En outre, il ne faut pas oublier que nombre d'oeuvres ont été achetées par passion par leurs possesseurs quand bien même il est devenu patent que le marché a attiré de purs spéculateurs depuis une décennie. Ce serait alors pénaliser des amateurs qui ont placé l'essentiel de leurs économies dans l'art rien que par plaisir sans être vraiment riches pour autant.
Il convient tout de même de signaler que les prix des oeuvres sont fluctuants et que le marché de l'art ne génère pas de plus-values rapides même si sa croissance est exponentielle à travers le monde, où la France serait pratiquement le seul pays à les imposer dans le cadre de l'ISF.
Les députés qui ont signé cet amendement n'ont ainsi pas pris conscience du danger de couler le marché parisien du fait que les collectionneurs les plus riches n'auront pas attendu son application pour se soustraire sans trop de difficulté à l'ISF en laissant les amoureux de l'art trinquer à leur place.

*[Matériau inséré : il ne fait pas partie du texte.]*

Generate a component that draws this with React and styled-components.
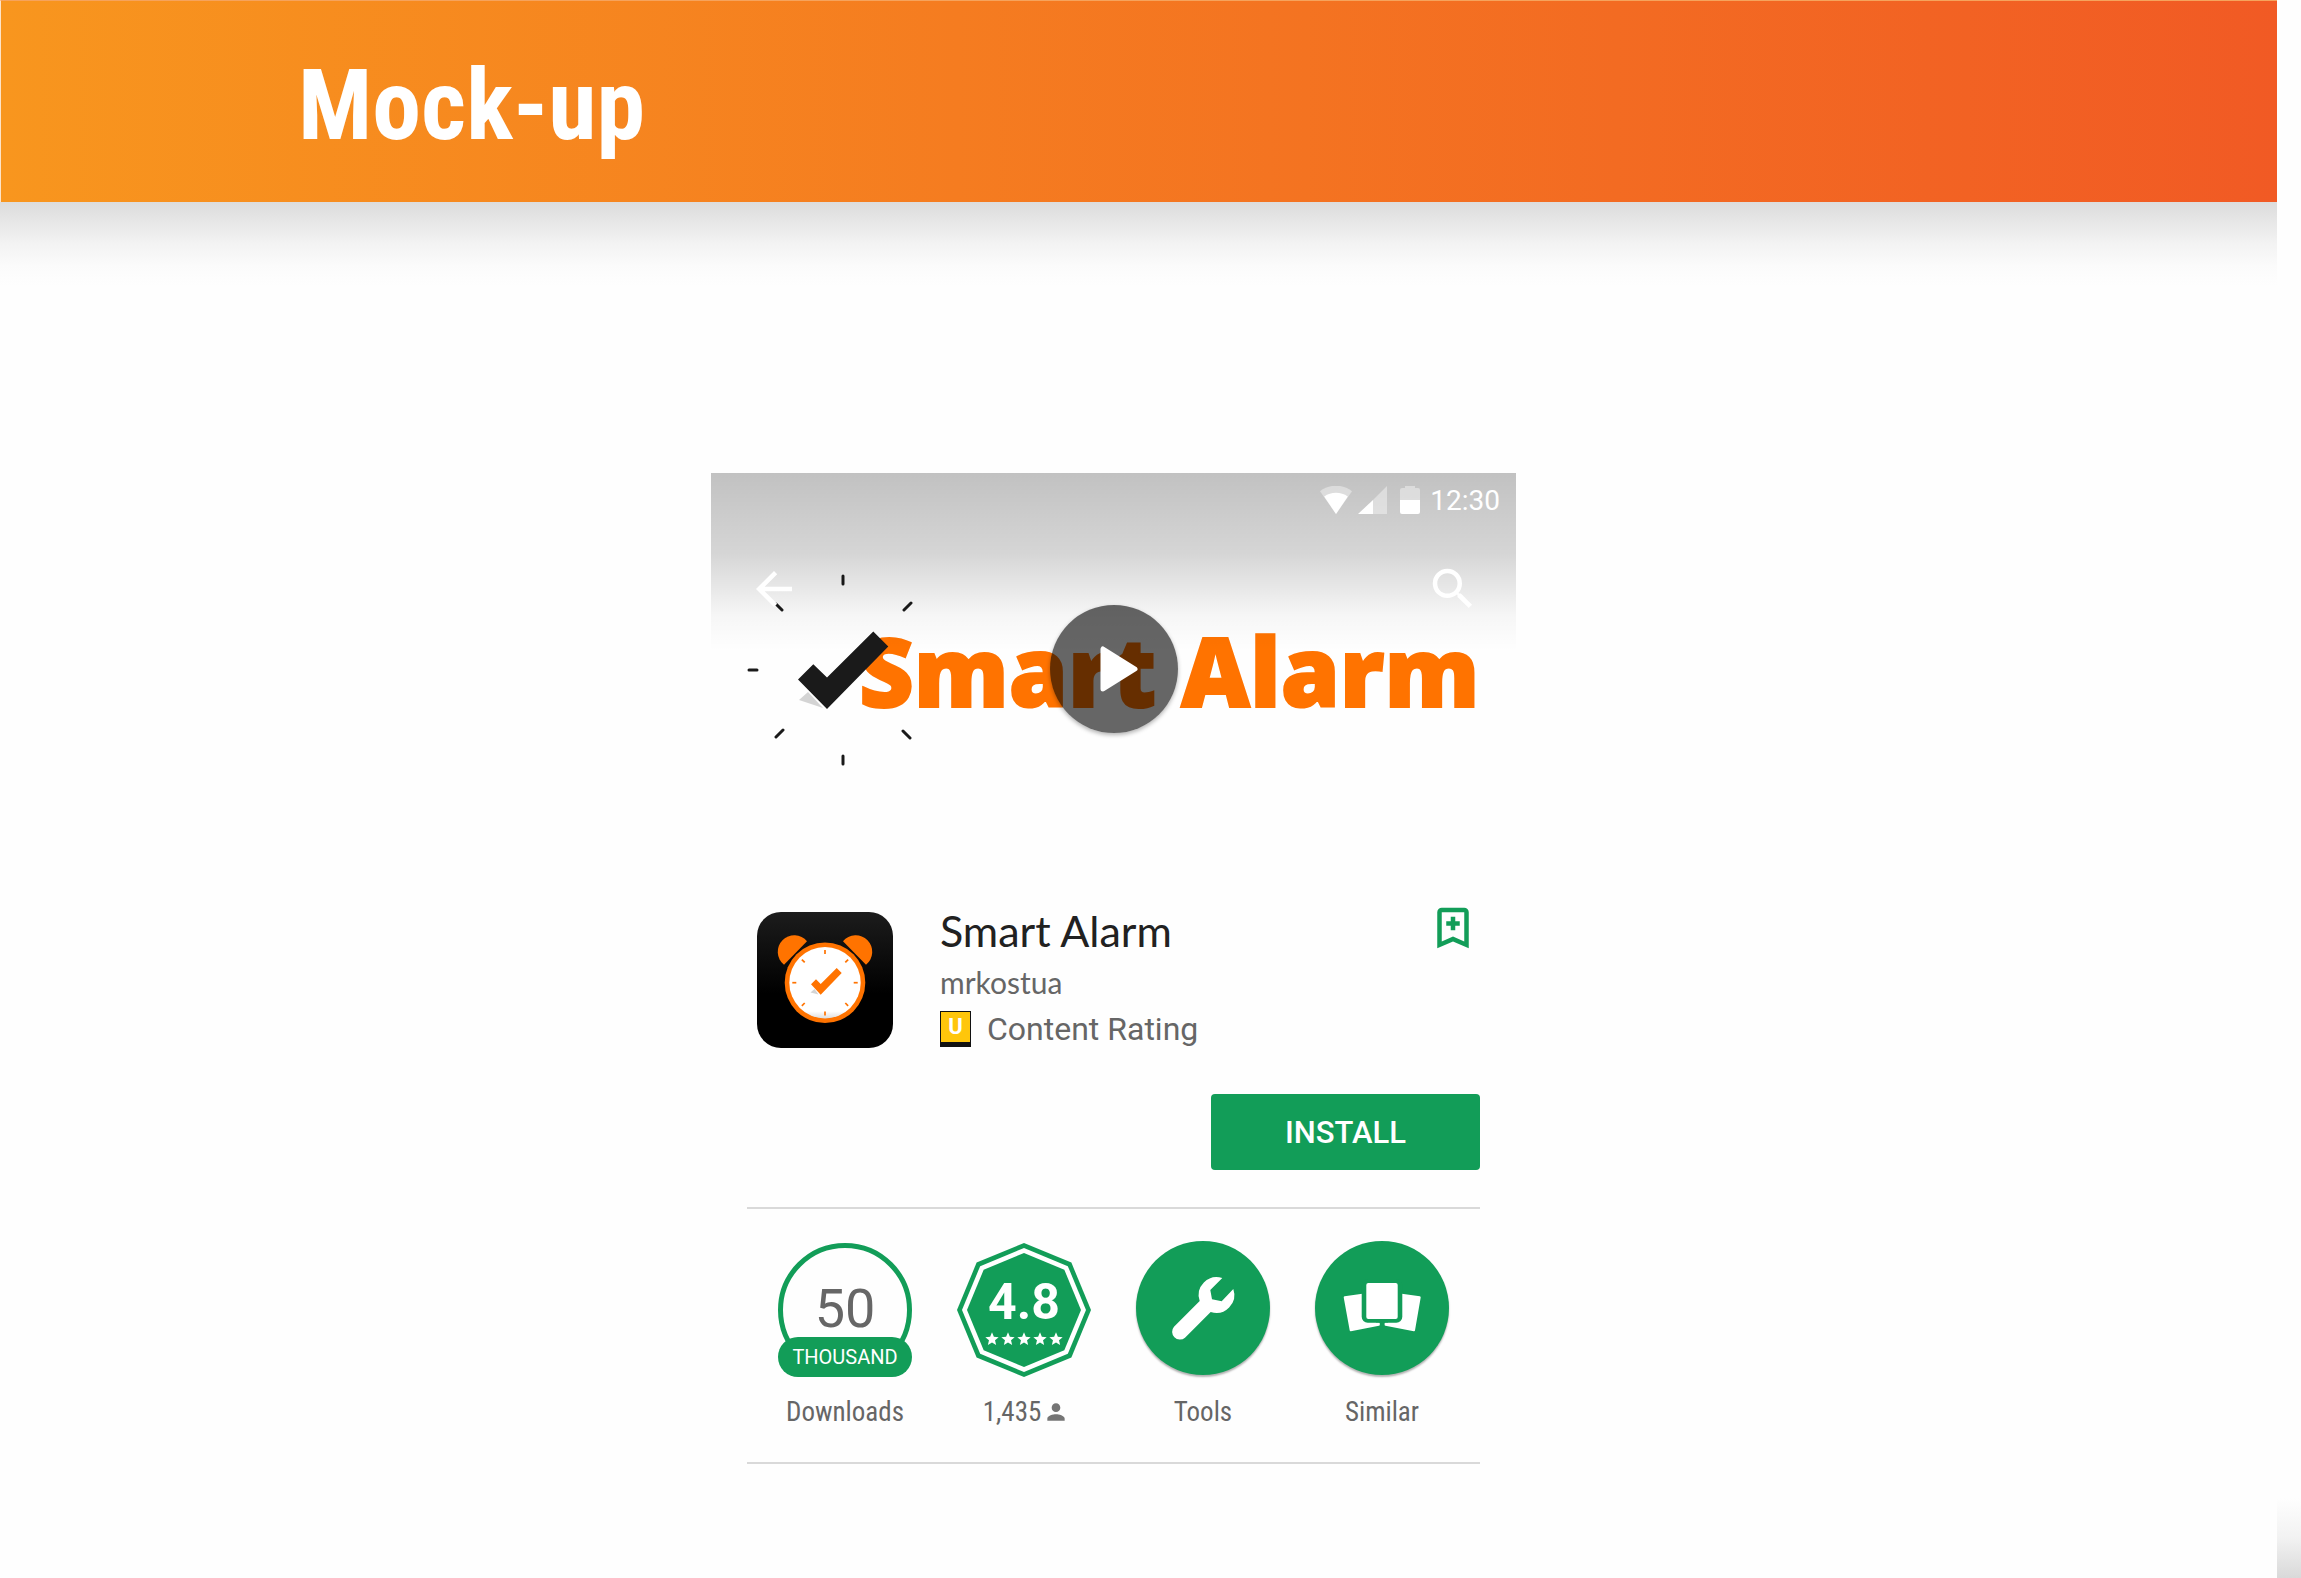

Ils ont aussi oublié de se rendre compte que le marché français qui a généré 673 millions d'euros de CA l'an dernier a sans cesse reculé face à la Chine, les Etats-Unis et la Grande-Bretagne en ne prenant au passage qu'un maigre pourcentage de 2,5% de parts du marché de l'art contemporain.
Ne se privant déjà pas d'encaisser une taxe de plus-value de 5% chaque fois qu'une oeuvre détenue depuis moins de 12 ans est vendue au-delà du seuil de 5000 euros, l'Etat serait confronté à un incroyable casse-tête s'il en venait à appliquer l'ISF sur les oeuvres d'art en pénalisant chaque année des collectionneurs qui seraient alors nombreux à se défaire de leurs oeuvres une fois pour toutes. Bonjour la sauvegarde du patrimoine !
Il y a à travers la planète quelque 300 millions d'amateurs, collectionneurs et professionnels contre à peine 500 000 après la Seconde Guerre Mondiale, ce qui démontre l'extraordinaire essor de l'industrie culturelle dont des députés à la vue basse signeraient l'arrêt de mort en France. Ceux-ci ont eu ainsi le tort de se focaliser sur les ventes de prestige et les records obtenus aux enchères pour croire qu'il serait aisé de taxer des plus-values réalisées par quelques centaines de spéculateurs en faisant abstraction du fait que les collectionneurs, les vrais, agissent essentiellement en faveur de la préservation du patrimoine culturel du pays.
Encore une fois, certains députés ignorant la spécificité du marché de l'art, ont donc remis l'intégration des oeuvres d'art dans l'ISF sur le tapis. Heureusement, les chances de voir cet amendement être adopté sont minimes mais il n'en reste pas moins que cette proposition contestable allant à l'encontre des intérêts du marché français aura causé un vif émoi parmi les professionnels et collectionneurs français, notamment ceux âgés en moyenne de 35 ans qui ont misé sur l'art contemporain.
Dans le même temps, l'Assemblée a entériné la Directive des Services visant notamment à la libéralisation des Ventes aux Enchères électroniques, une réforme qui gênera à coup sûr les activités classiques des maisons de vente si elles n'ont pas décidé d'étendre leurs activités à l'Internet.